At least 60 people are still missing after the massive blast in Beirut port, which killed more than 150 people, injured 5,000 others and left thousands homeless.

As the dust settles from the disaster, the political fallout is intensifying.

Police fired teargas and rubber bullets at thousands of people who gathered in the capital calling for the downfall of the country’s political elite, chanting:
“The people want the regime to fall.”

More than 100 protesters were injured in the clashes.

After demonstrators set up the mock gallows, effigies of political leaders, including former prime minister Saad Hariri and Hezbollah leader Hassan Nasrallah, were displayed in some of the most explicit signs of public anger seen in years.

Police shot live ammunition in the air in an attempt to disperse the protesters, who responded by hurling rocks and charging security cordons.

One of the protesters, who gave her name only as Lina, said: “We came from Hasbaya in solidarity with Beirut. We came to stand together in grief and offer condolence for the loss of sons and daughters.

“We came to tell all the leaders to leave so that we can rebuild what you have destroyed, what happened is because of your negligence and greed,” she said.

Meanwhile, the three-member Kataeb party parliamentary bloc resigned on Saturday in protest at the blast, bringing to five the number of MPs to quit since the disaster.

In an emotional speech during a funeral service for a top party official who died in Tuesday’s blast, party leader Samy Gemayel announced his resignation and that of the two other MPs.

Independent MP Paula Yacoubian also resigned, while MP Michel Daher announced his withdrawal from the Strong Lebanon bloc led by the Free Patriotic Movement head Gebran Bassil.

As international aid flows into shell-shocked Beirut, Arab League Secretary General Ahmed Aboul Gheit, Turkish Vice President Fuad Oktay and European Council President Charles Michel arrived in the city to deliver relief aid and offer support.

After meeting President Michel Aoun and inspecting damage at the Foreign Ministry, near the port, Gheit said he would ask the Economic and Social Council to meet in the next two weeks to "examine the situation in Lebanon and how to help.”

He described the situation as “a disaster,” and said that “we must recognize that the Lebanese situation is difficult and complex.”

The Netherlands Foreign Ministry announced that the wife of Dutch envoy to Lebanon Jan Waltmans died of wounds sustained in the blast.

The Syrian Embassy in Lebanon said that 43 Syrians were among those killed in the explosion.

Military teams working at the blast site carried out tests for chemical, radioactive or biological agents on Saturday, Col.

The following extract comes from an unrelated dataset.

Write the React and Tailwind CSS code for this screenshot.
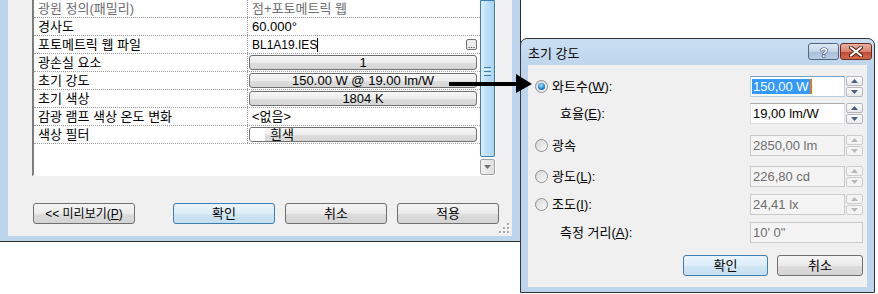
import React from 'react';

const rows = [
  { label: '광원 정의(패밀리)', value: '점+포토메트릭 웹', kind: 'muted' },
  { label: '경사도', value: '60.000°' },
  { label: '포토메트릭 웹 파일', value: 'BL1A19.IES', kind: 'file' },
  { label: '광손실 요소', value: '1', kind: 'button' },
  { label: '초기 강도', value: '150.00 W @ 19.00 lm/W', kind: 'button' },
  { label: '초기 색상', value: '1804 K', kind: 'button' },
  { label: '감광 램프 색상 온도 변화', value: '<없음>' },
  { label: '색상 필터', value: '흰색', kind: 'swatch' },
];

const Btn = ({ children, primary, className = '' }) => (
  <div
    className={`flex items-center justify-center h-[21px] rounded-[3px] border ${
      primary
        ? 'border-[#3c7fb1] bg-[linear-gradient(#eaf4fb,#dcedf8_50%,#cfe6f4_51%,#c4dfef)]'
        : 'border-[#707070] bg-[linear-gradient(#f4f4f4,#ebebeb_50%,#dddddd_51%,#d3d3d3)]'
    } ${className}`}
  >
    {children}
  </div>
);

const Triangle = ({ up, disabled }) => (
  <svg width="7" height="4" viewBox="0 0 7 4">
    <polygon points={up ? '0,4 7,4 3.5,0' : '0,0 7,0 3.5,4'} fill={disabled ? '#b8b8b8' : '#4b5f82'} />
  </svg>
);

const Spinner = ({ disabled }) => (
  <div className="flex flex-col w-[17px] h-full gap-[1px] ml-[1px]">
    {[true, false].map((up) => (
      <div
        key={String(up)}
        className={`flex-1 flex items-center justify-center rounded-[2px] border ${
          disabled ? 'border-[#cdcdcd] bg-[#f4f4f4]' : 'border-[#b3b8bf] bg-[linear-gradient(#fcfcfc,#e9e9e9)]'
        }`}
      >
        <Triangle up={up} disabled={disabled} />
      </div>
    ))}
  </div>
);

const Radio = ({ checked }) => (
  <div className="w-[13px] h-[13px] shrink-0 rounded-full border border-[#8e8f8f] bg-[linear-gradient(135deg,#d6d6d6,#fbfbfb)] flex items-center justify-center">
    {checked && (
      <div className="w-[7px] h-[7px] rounded-full bg-[radial-gradient(circle_at_45%_35%,#a6eaff,#1d88d2_55%,#0c4d8c)]" />
    )}
  </div>
);

const ValueButton = ({ children }) => (
  <div className="ml-[1px] w-[228px] h-[15px] self-center flex items-center justify-center rounded-[3px] border border-[#707070] bg-[linear-gradient(#f6f6f6,#ececec_50%,#dedede_51%,#d6d6d6)]">
    {children}
  </div>
);

const Cell = ({ row }) => {
  switch (row.kind) {
    case 'muted':
      return <span className="pl-[4px] self-center text-[#6d6d6d]">{row.value}</span>;
    case 'file':
      return (
        <div className="flex flex-1 items-center pl-[4px] pr-[3px]">
          <span className="text-[12px]">{row.value}</span>
          <span className="w-[1px] h-[14px] bg-black" />
          <div className="ml-auto w-[11px] h-[11px] rounded-[2px] border border-[#707070] bg-[#ececec] flex items-end justify-center text-[9px] leading-[8px]">
            ...
          </div>
        </div>
      );
    case 'button':
      return <ValueButton>{row.value}</ValueButton>;
    case 'swatch':
      return (
        <div className="ml-[1px] w-[228px] h-[15px] self-center flex items-center rounded-[3px] border border-[#707070] bg-[linear-gradient(#f6f6f6,#ececec_50%,#dedede_51%,#d6d6d6)] overflow-hidden">
          <div className="w-[15px] h-full bg-white" />
          <span className="ml-[5px]">{row.value}</span>
        </div>
      );
    default:
      return <span className="pl-[4px] self-center">{row.value}</span>;
  }
};

const App = () => {
  return (
    <div className="relative w-[878px] h-[294px] overflow-hidden bg-white text-[13px] leading-none text-black font-['Liberation_Sans','Noto_Sans_CJK_KR',sans-serif]">
      {/* 왼쪽 속성 창 */}
      <div className="absolute left-0 top-0 w-[521px] h-[242px] flex border-r border-b border-[#2b2b2b] bg-[#bcd4ec] px-[8px] pb-[5px]">
        <div className="relative flex-1 flex flex-col bg-[#f0f0f0]">
          <div className="ml-[24px] w-[464px] h-[176px] flex border-l-2 border-l-[#7d7d7d] border-b border-b-white border-r border-r-white bg-white">
            <div className="flex flex-col w-[446px]">
              {rows.map((row) => (
                <div key={row.label} className="flex h-[18px] border-b border-dotted border-[#9a9a9a]">
                  <div
                    className={`w-[214px] flex items-center pl-[4px] border-r border-dotted border-[#9a9a9a] ${
                      row.kind === 'muted' ? 'text-[#6d6d6d]' : ''
                    }`}
                  >
                    {row.label}
                  </div>
                  <div className="flex flex-1">
                    <Cell row={row} />
                  </div>
                </div>
              ))}
            </div>
            {/* 스크롤 막대 */}
            <div className="w-[15px] flex flex-col">
              <div className="relative h-[157px] rounded-b-[2px] border border-[#3c7fb1] bg-[linear-gradient(90deg,#dcefff,#bde0f8_45%,#a8d4f4)]">
                <div className="absolute left-[3px] top-[66px] w-[7px] flex flex-col gap-[1px]">
                  <div className="h-[1px] bg-[#3c7fb1]" />
                  <div className="h-[1px] bg-[#e8f4fc]" />
                  <div className="h-[1px] bg-[#3c7fb1]" />
                  <div className="h-[1px] bg-[#e8f4fc]" />
                  <div className="h-[1px] bg-[#3c7fb1]" />
                </div>
              </div>
              <div className="mt-[2px] h-[16px] rounded-[2px] border border-[#a2a2a2] bg-[linear-gradient(90deg,#f2f2f2,#dedede)] flex items-center justify-center">
                <svg width="7" height="4" viewBox="0 0 7 4">
                  <polygon points="0,0 7,0 3.5,4" fill="#707070" />
                </svg>
              </div>
            </div>
          </div>

          <div className="flex items-center mt-[27px] ml-[25px]">
            <Btn className="w-[102px] text-[12px]">
              {'<< 미리보기('}
              <span className="underline">P</span>)
            </Btn>
            <Btn primary className="w-[102px] ml-[38px]">
              확인
            </Btn>
            <Btn className="w-[102px] ml-[10px]">취소</Btn>
            <Btn className="w-[102px] ml-[10px]">적용</Btn>
          </div>

          <svg className="absolute right-[2px] bottom-[2px]" width="11" height="11" viewBox="0 0 11 11">
            {[
              [8, 0],
              [8, 4],
              [4, 4],
              [8, 8],
              [4, 8],
              [0, 8],
            ].map(([x, y]) => (
              <g key={`${x}-${y}`}>
                <rect x={x + 1} y={y + 1} width="2" height="2" fill="#ffffff" />
                <rect x={x} y={y} width="2" height="2" fill="#a8a8a8" />
              </g>
            ))}
          </svg>
        </div>
      </div>

      {/* 초기 강도 대화상자 */}
      <div className="absolute left-[520px] top-[38px] w-[355px] h-[255px] flex flex-col rounded-t-[7px] border border-[#343434] bg-[linear-gradient(#cadef2,#bcd4ec_12%,#bcd4ec)] px-[7px] pb-[5px]">
        <div className="h-[26px] flex items-start shrink-0">
          <span className="mt-[8px]">초기 강도</span>
          <div className="ml-auto mr-[-5px] mt-[4px] flex gap-[1px]">
            <div className="w-[31px] h-[17px] rounded-[3px] border border-[#4f6580] bg-[linear-gradient(#e1eaf5,#c5d5e8_50%,#a9bfd9_51%,#b9cde3)] flex items-center justify-center">
              <svg width="12" height="14" viewBox="0 0 12 14">
                <text x="6" y="12" textAnchor="middle" fontSize="13" fontWeight="bold" fontFamily="Liberation Sans, sans-serif" fill="#ffffff" stroke="#2b4466" strokeWidth="1.2" paintOrder="stroke">
                  ?
                </text>
              </svg>
            </div>
            <div className="w-[32px] h-[17px] rounded-[3px] border border-[#6b2a20] bg-[linear-gradient(#eab0a2,#d98470_50%,#c4462f_51%,#d26a4f)] flex items-center justify-center">
              <svg width="14" height="11" viewBox="0 0 14 11">
                <path d="M2 1.5 L12 9.5 M12 1.5 L2 9.5" stroke="#4a1a12" strokeWidth="4" strokeLinecap="square" />
                <path d="M2 1.5 L12 9.5 M12 1.5 L2 9.5" stroke="#ffffff" strokeWidth="2" strokeLinecap="square" />
              </svg>
            </div>
          </div>
        </div>

        <div className="flex-1 flex flex-col bg-[#f0f0f0] pl-[7px] pr-[4px] pt-[11px]">
          <div className="flex items-center h-[21px]">
            <Radio checked />
            <span className="ml-[4px]">
              와트수(<span className="underline">W</span>):
            </span>
            <div className="ml-auto flex h-full w-[113px]">
              <div className="flex-1 flex items-center border border-[#b5cfe7] border-t-[#6f9dc4] bg-white pl-[1px]">
                <span className="bg-[#3399ff] text-white leading-[15px] px-[1px]">150,00 W</span>
                <span className="w-[2px] h-[15px] bg-[#d97a2b]" />
              </div>
              <Spinner />
            </div>
          </div>

          <div className="flex items-center h-[21px] mt-[6px]">
            <span className="ml-[25px]">
              효율(<span className="underline">E</span>):
            </span>
            <div className="ml-auto flex h-full w-[113px]">
              <div className="flex-1 flex items-center border border-[#dbdfe6] border-t-[#abadb3] bg-white pl-[2px]">
                19,00 lm/W
              </div>
              <Spinner />
            </div>
          </div>

          <div className="flex items-center h-[21px] mt-[11px]">
            <Radio />
            <span className="ml-[4px]">광속</span>
            <div className="ml-auto flex h-full w-[113px] text-[#6d6d6d]">
              <div className="flex-1 flex items-center border border-[#c9c9c9] bg-[#f4f4f4] pl-[2px]">2850,00 lm</div>
              <Spinner disabled />
            </div>
          </div>

          <div className="flex items-center h-[21px] mt-[10px]">
            <Radio />
            <span className="ml-[4px]">
              광도(<span className="underline">L</span>):
            </span>
            <div className="ml-auto flex h-full w-[113px] text-[#6d6d6d]">
              <div className="flex-1 flex items-center border border-[#c9c9c9] bg-[#f4f4f4] pl-[2px]">226,80 cd</div>
              <Spinner disabled />
            </div>
          </div>

          <div className="flex items-center h-[21px] mt-[7px]">
            <Radio />
            <span className="ml-[4px]">
              조도(<span className="underline">I</span>):
            </span>
            <div className="ml-auto flex h-full w-[113px] text-[#6d6d6d]">
              <div className="flex-1 flex items-center border border-[#c9c9c9] bg-[#f4f4f4] pl-[2px]">24,41 lx</div>
              <Spinner disabled />
            </div>
          </div>

          <div className="flex items-center h-[21px] mt-[7px]">
            <span className="ml-[25px]">
              측정 거리(<span className="underline">A</span>):
            </span>
            <div className="ml-auto flex items-center h-full w-[113px] border border-[#c9c9c9] bg-[#f4f4f4] pl-[2px] text-[#6d6d6d]">
              10' 0"
            </div>
          </div>

          <div className="flex justify-end gap-[9px] mt-[12px]">
            <Btn primary className="w-[85px]">
              확인
            </Btn>
            <Btn className="w-[86px]">취소</Btn>
          </div>
        </div>
      </div>

      {/* 화살표 */}
      <svg className="absolute left-[449px] top-[74px]" width="84" height="20" viewBox="0 0 84 20">
        <rect x="0" y="8" width="70" height="4" fill="#000000" />
        <polygon points="67,0 83,10 67,19" fill="#000000" />
      </svg>
    </div>
  );
};

export default App;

Roger Khoury told Arab News during a media tour.

Rescue teams are working round the clock looking for cell phone signals in the search for those missing after the blast.

However, the teams say they are being hampered by debris from the explosion, including concrete rubble from grain silos destroyed in the blast.

Military divers searching the port and nearby ocean for victims of the blast found a body hurled 500 meters by the force of the blast.

By early Saturday, a total of 61 relief planes had landed at Beirut airport carrying medical and relief supplies as well as food, Ministry of Defense Operations Room Commander Brig. Gen. Jean Nohra told Arab News.

He said that medical supplies are being distributed in coordination with the Ministry of Health.

Supplies are being stored at the headquarters of the Central Military Medical Authority in Beirut before being distributed, he said.